Gang of 14 on sidelines

The so-called Gang of 14 senators who brokered a deal on federal judicial nominees in May will meet again today and discuss the Supreme Court vacancy.

But they will neither seek a leadership role on this issue yet nor expand their interest beyond judges, a key member of the group said yesterday.

“We are not trying to emerge as a force or usurp leadership,” Sen. John McCain (R-Ariz.) said at The Hill’s Policy and Politics breakfast. “Most senators are glad we averted [a filibuster] by coming together.”

McCain commended the White House for reaching out to both sides of the aisle to try to avoid partisan fighting about the upcoming nomination of a successor to Justice Sandra Day O’Connor. He said a smooth confirmation for the nominee would benefit Congress as well as the White House.

But he hinted that the Gang of 14 remained ready in place if partisanship among pressure groups infected the Senate debate. Constituents “are getting very weary about us fighting each other all the time,” McCain said, adding that the “far right and far left cranked up their propaganda machines” the moment that O’Connor announced her retirement from the Supreme Court on July 1.

After seven Democrats and seven Republicans made their deal in May to prevent both the “nuclear option” and a filibuster, political observers speculated that the Gang could operate over a wide legislative front.

McCain’s remarks yesterday set aside those of fellow Gang member Sen. Lindsey Graham (R-S.C.), who told Chris Matthews in a May 23 interview, “Watch this group of 14 to come out with some deal for Social Security.” McCain yesterday said he did not expect any movement on Social Security during this Congress.

Tom Gavin, a spokesman for Sen. Robert Byrd (D-W.Va.), said that the group will probably discuss the impending Supreme Court nomination today but that there was no set agenda.

Rodell Mollineau, spokesman for Sen.

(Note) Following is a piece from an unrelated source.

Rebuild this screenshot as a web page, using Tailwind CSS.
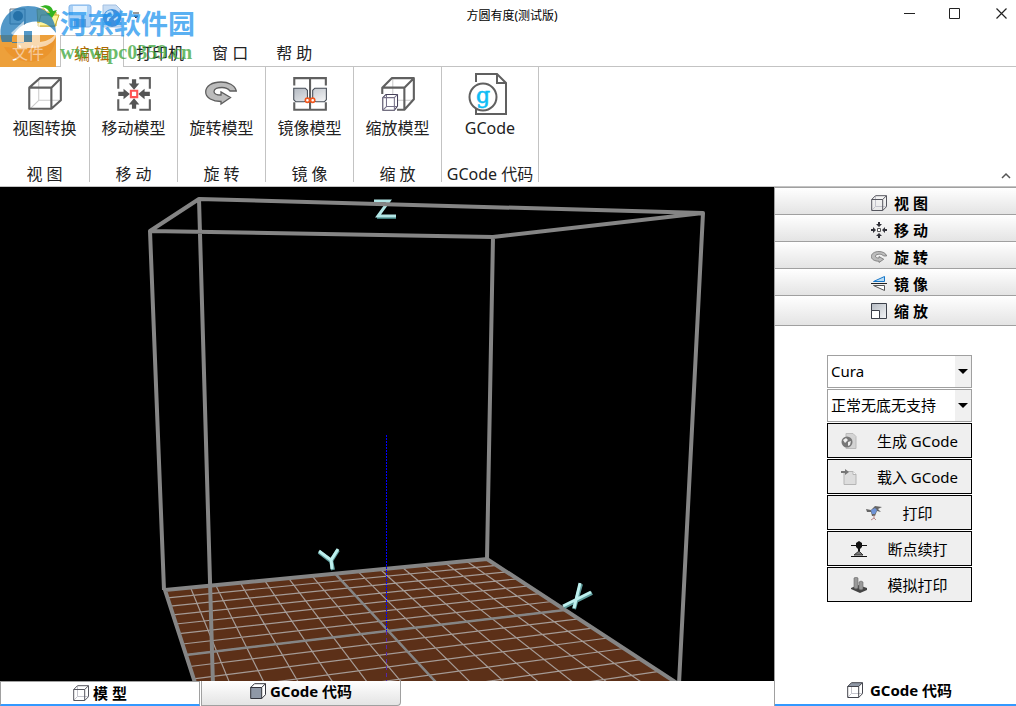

Mark Pryor (D-Ark.), said the senators will “talk about the O’Connor vacancy, to make sure everyone is on the same page.”

Mollineau and Gavin added that there are no current plans to talk about Social Security.

When asked about Social Security, McCain said that in hindsight Congress should have emphasized the problem facing the institution rather than private accounts, which polarized the issue.